/EventHallusion

EventHallusion: Diagnosing Event Hallucinations in Video LLMs

Primary LanguagePython

EventHallusion

EventHallusion is the first benchmark that focuses on the evaluation of event hallucinations in Video LLMs. This repository includes the code and benchmark data of our paper "EventHallusion: Diagnosing Event Hallucinations in Video LLMs", by Jiacheng Zhang, Yang Jiao, Shaoxiang Chen, Jingjing Chen, and Yu-Gang Jiang.

示例图片

Update

  • [2024/09/24] The GitHub repo of EventHalluion is created. The code and data for evaluation are released.
  • [2024/09/27] The paper is released on Arxiv.

Introduction

Recently, Multimodal Large Language Models (MLLMs) have made significant progress in the video comprehension field. Despite remarkable content reasoning and instruction following capabilities they demonstrated, the hallucination problem of these VideoLLMs is less explored compared with its counterpart in the image domain. To mitigate this gap, we first propose EventHallusion, a novel benchmark that focuses on assessing the VideoLMMs' hallucination phenomenon on video event comprehension. Based on the observation that existing VideoLLMs are entangled with the priors stemming from their foundation models, our EventHallusion is curated by meticulously collecting videos and annotating questions to intentionally mislead the VideoLLMs into interpreting events based on these priors rather than accurately understanding the video content. On the other hand, we also propose a simple yet effective method, called Temporal Contrastive Decoding (TCD), to tackle the hallucination problems of VideoLLMs. The proposed TCD suppresses the model's preference toward their priors by comparing the original video with a constructed counterpart, whose temporal cues are disrupted, during the autoregressive decoding stage. Through comprehensive evaluation of eight open-source and two closed-source VideoLLMs on the proposed EventHallusion benchmark, we find that the open-source models suffer significantly from hallucination problems, whereas the closed-source models perform markedly better. By further equipping open-sourced VideoLLMs with the proposed TCD approach, evident performance improvements are achieved across most metrics in the EventHallusion benchmark

Getting Started

Prepare Environment and Data

a. Clone this repository.

git clone https://github.com/Stevetich/EventHallusion.git
cd EventHallusion/

b. Create the environment by conda and install necessary packages.

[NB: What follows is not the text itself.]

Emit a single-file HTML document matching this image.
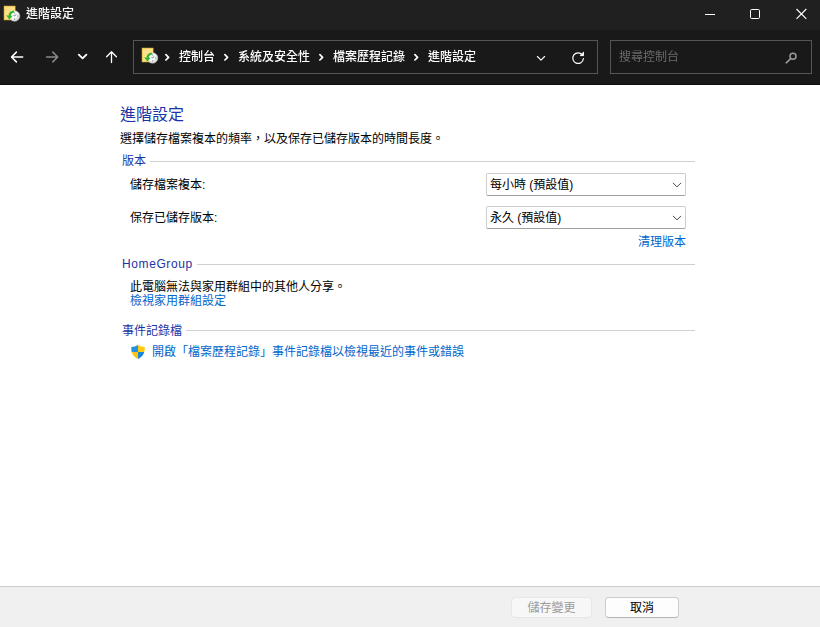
<!DOCTYPE html>
<html lang="zh-Hant">
<head>
<meta charset="utf-8">
<title>進階設定</title>
<style>
*{box-sizing:border-box;margin:0;padding:0}
html,body{width:820px;height:627px;overflow:hidden;background:#fff}
body{font-family:"Liberation Sans","Noto Sans CJK TC",sans-serif;font-size:12px;color:#000;position:relative}
.abs{position:absolute}
#titlebar{left:0;top:0;width:820px;height:30px;background:#202020}
#navbar{left:0;top:30px;width:820px;height:55px;background:#191919;border-bottom:1px solid #101010}
#title{will-change:transform;font-weight:500;left:26px;top:5px;color:#fff;font-size:12px;line-height:18px;white-space:nowrap}
.addr{left:133px;top:40px;width:465px;height:34px;border:1px solid #555;background:#191919}
.search{left:610px;top:40px;width:202px;height:34px;border:1px solid #555;background:#191919}
.crumb{will-change:transform;font-weight:500;color:#fff;font-size:12px;line-height:18px;top:48px;white-space:nowrap}
.ph{will-change:transform;color:#6a6a6a;font-size:12px;line-height:18px;top:48px;left:619px;white-space:nowrap}
svg{position:absolute;overflow:visible}
#content{left:0;top:85px;width:820px;height:501px;background:#fff}
h1{position:absolute;left:120px;top:104px;font-size:16px;font-weight:normal;color:#1b34a5;line-height:22px;white-space:nowrap}
.t{position:absolute;white-space:nowrap;font-size:12px;line-height:16px;color:#000}
.grp{color:#1b34a5}
.link{color:#0066cc}
.hr{position:absolute;height:1px;background:#d0d0d0}
.sel{position:absolute;left:486px;width:200px;height:23px;border:1px solid #cecece;border-bottom-color:#a0a0a0;background:#fff;border-radius:2px}
.sel span{position:absolute;left:3px;top:3px;font-size:12px;line-height:16px;white-space:nowrap}
#footer{left:0;top:586px;width:820px;height:41px;background:#f0f0f0;border-top:1px solid #cccccc}
.btn{position:absolute;top:597px;width:80px;height:21px;border:1px solid #cdcdcd;border-bottom-color:#b4b4b4;border-radius:4px;background:#fdfdfd;font-size:12px;line-height:21px;text-align:center}
.btn.dis{color:#9c9c9c;border-color:#e6e6e6;background:#f7f7f7}
</style>
</head>
<body>
<div id="titlebar" class="abs"></div>
<div id="navbar" class="abs"></div>
<div id="title" class="abs">進階設定</div>
<div class="abs addr"></div>
<div class="abs search"></div>
<div class="abs crumb" style="left:179px">控制台</div>
<div class="abs crumb" style="left:238px">系統及安全性</div>
<div class="abs crumb" style="left:333px">檔案歷程記錄</div>
<div class="abs crumb" style="left:428px">進階設定</div>
<div class="abs ph">搜尋控制台</div>


<!-- title icon -->
<svg style="left:3px;top:5px" width="18" height="18" viewBox="3 5 18 18">
<rect x="4.200" y="6.200" width="10.800" height="13.600" fill="#ffe08a" stroke="#ffd24d" stroke-width="0.8"/>
<defs><radialGradient id="ck1" cx="0.4" cy="0.35" r="0.75"><stop offset="0.45" stop-color="#fbfcfd"/><stop offset="1" stop-color="#b9bfc6"/></radialGradient></defs><circle cx="14.600" cy="16" r="5.200" fill="url(#ck1)" stroke="#c9ced3" stroke-width="0.5"/>
<path d="M14.600 12.600v1M14.600 18.400v1M17.200 16h1M13.600 15l1 1.200 1.600-2" stroke="#555" stroke-width="0.7" fill="none"/>
<path d="M14.200 10.900c-3.400-0.600-5.500 1.800-5.700 4.900l-2.400-0.600 3.300 4.200 3.300-3.700-2 0.100c0.300-2.100 1.700-3.500 3.700-3.400z" fill="#2db72d"/>
</svg>
<!-- window controls -->
<svg style="left:700px;top:4px" width="112" height="22" viewBox="700 4 112 22" fill="none" stroke="#fff" stroke-width="1">
<path d="M705 14.500h10"/>
<rect x="750.500" y="9.500" width="9" height="9" rx="1.200"/>
<path d="M796.500 9l9.800 9.800M806.300 9l-9.800 9.800" stroke-width="1.100"/>
</svg>
<!-- nav arrows -->
<svg style="left:8px;top:48px" width="114" height="20" viewBox="8 48 114 20" fill="none" stroke="#fff" stroke-width="1.500" stroke-linecap="round" stroke-linejoin="round">
<path d="M22.700 57H11.700M16.400 52.100l-4.900 4.900 4.900 4.900"/>
<path d="M46.600 57h11M52.800 52.100l4.900 4.900-4.900 4.900" stroke="#8a8a8a"/>
<path d="M78.800 54.600l3.800 3.800 3.800-3.800" stroke-width="1.800"/>
<path d="M111.500 62.600v-10.800M106.600 56.700l4.900-4.900 4.900 4.900" stroke-width="1.300"/>
</svg>
<!-- address icon -->
<svg style="left:141px;top:47px" width="18" height="18" viewBox="3 5 18 18">
<rect x="4.200" y="6.200" width="10.800" height="13.600" fill="#ffe08a" stroke="#ffd24d" stroke-width="0.8"/>
<defs><radialGradient id="ck2" cx="0.4" cy="0.35" r="0.75"><stop offset="0.45" stop-color="#fbfcfd"/><stop offset="1" stop-color="#b9bfc6"/></radialGradient></defs><circle cx="14.600" cy="16" r="5.200" fill="url(#ck2)" stroke="#c9ced3" stroke-width="0.5"/>
<path d="M14.600 12.600v1M14.600 18.400v1M17.200 16h1M13.600 15l1 1.200 1.600-2" stroke="#555" stroke-width="0.7" fill="none"/>
<path d="M14.200 10.900c-3.400-0.600-5.500 1.800-5.700 4.900l-2.400-0.600 3.300 4.200 3.300-3.700-2 0.100c0.300-2.100 1.700-3.500 3.700-3.400z" fill="#2db72d"/>
</svg>
<!-- breadcrumb chevrons + dropdown + refresh + search icon -->
<svg style="left:160px;top:48px" width="640" height="20" viewBox="160 48 640 20" fill="none" stroke="#fff" stroke-width="1.400" stroke-linecap="round" stroke-linejoin="round">
<path d="M165.900 54.600l2.700 2.700-2.700 2.700" stroke-width="1.700"/>
<path d="M224.900 54.600l2.700 2.700-2.700 2.700" stroke-width="1.700"/>
<path d="M319.900 54.600l2.700 2.700-2.700 2.700" stroke-width="1.700"/>
<path d="M414.900 54.600l2.700 2.700-2.700 2.700" stroke-width="1.700"/>
<path d="M537.400 56.500l3.600 3.600 3.600-3.600" stroke-width="1.100"/>
<path d="M582.300 54.900A5.300 5.300 0 1 0 583.380 58.700" stroke-width="1.200"/>
<path d="M583.500 52.600v3h-3z" stroke-width="1" fill="#fff"/>
<circle cx="793" cy="56.300" r="3" stroke="#9a9a9a" stroke-width="1.500"/>
<path d="M790.700 58.600l-4.500 4.200" stroke="#9a9a9a" stroke-width="1.600"/>
</svg>
<div id="content" class="abs"></div>
<h1>進階設定</h1>
<div class="t" style="left:120px;top:131px">選擇儲存檔案複本的頻率，以及保存已儲存版本的時間長度。</div>
<div class="t grp" style="left:122px;top:153px">版本</div>
<div class="hr" style="left:150px;top:161px;width:545px"></div>
<div class="t" style="left:130px;top:177px">儲存檔案複本:</div>
<div class="t" style="left:130px;top:210px">保存已儲存版本:</div>
<div class="sel" style="top:173px"><span>每小時 (預設值)</span></div>
<div class="sel" style="top:206px"><span>永久 (預設值)</span></div>
<div class="t link" style="left:638px;top:234px">清理版本</div>
<div class="t grp" style="left:122px;top:256px;letter-spacing:0.6px">HomeGroup</div>
<div class="hr" style="left:197px;top:264px;width:498px"></div>
<div class="t" style="left:130px;top:279px">此電腦無法與家用群組中的其他人分享。</div>
<div class="t link" style="left:130px;top:293px">檢視家用群組設定</div>
<div class="t grp" style="left:122px;top:323px">事件記錄檔</div>
<div class="hr" style="left:186px;top:330px;width:509px"></div>
<div class="t link" style="left:152px;top:344px">開啟「檔案歷程記錄」事件記錄檔以檢視最近的事件或錯誤</div>


<svg style="left:131px;top:345px" width="14" height="14" viewBox="0 0 14 14">
<defs><clipPath id="sh"><path d="M7 0C5 1.300 2.500 1.900 0.300 2c-0.300 5 1.200 9.500 6.700 12 5.500-2.500 7-7 6.700-12C11.500 1.900 9 1.300 7 0z"/></clipPath></defs>
<g clip-path="url(#sh)">
<rect x="0" y="0" width="7" height="7" fill="#2492dc"/>
<rect x="7" y="0" width="7" height="7" fill="#ffc90e"/>
<rect x="0" y="7" width="7" height="7" fill="#ffc417"/>
<rect x="7" y="7" width="7" height="7" fill="#1c86d6"/>
</g>
</svg>
<!-- select chevrons -->
<svg style="left:670px;top:180px" width="14" height="44" viewBox="670 180 14 44" fill="none" stroke="#444" stroke-width="1">
<path d="M673 182.900l4 4 4-4"/>
<path d="M673 215.900l4 4 4-4"/>
</svg>
<div id="footer" class="abs"></div>
<div class="btn dis" style="left:511px;width:81px">儲存變更</div>
<div class="btn" style="left:605px;width:74px">取消</div>
</body>
</html>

conda create -n eventhallusion python=3.10 -y
conda activate eventhallusion
pip install -r requirements.txt

c. Prepare Data.

We have released our videos, which can be downloaded from google drive. The questions for evaluation can be found in questions/.

Run inference

1. GPT-4o We provide scripts for inference with gpt-4o. First, input your own openai api key in run_gpt4o.py file, and run with:

python run_gpt4o.py --video_path <downloaded_video_path>

2. Video LLaVA We also provide a simple example of evaluating Video-LLaVA. We recommend to follow the official installation in Video-LLaVA or run the following commands for simplicity:

cd inference_template/
pip install -e .
pip install decord opencv-python git+https://github.com/facebookresearch/pytorchvideo.git@28fe037d212663c6a24f373b94cc5d478c8c1a1d

After installation, download the checkpoint of Video-LLaVA in Video-LLaVA and run inference with the following commands:

cd videollava/eval/self_bench/
python run_inference.py --model_path <your_path_to_video_llava_ckpt> --video_path <downloaded_video_path>

Besides, we provide examples of prediction files, which can be found in predictions/

Run Evaluation

After obtaining the prediction results file, run the following commands for metrics:

python eval.py --input_file <your_path_to_prediction_json>

Citation

If you find our paper useful, please cite:

@article{eventhallusion,
    title={EventHallusion: Diagnosing Event Hallucinations in Video LLMs},
    author={Jiacheng Zhang, Yang Jiao, Shaoxiang Chen, Jingjing Chen, Yu-Gang Jiang},
    journal={arXiv preprint arXiv: 2409.16597},
    year={2024}
}

Acknowledgement

We sincerely thank authors of Video-LLaVA, TempCompass, VideoHallucer for opening their methods.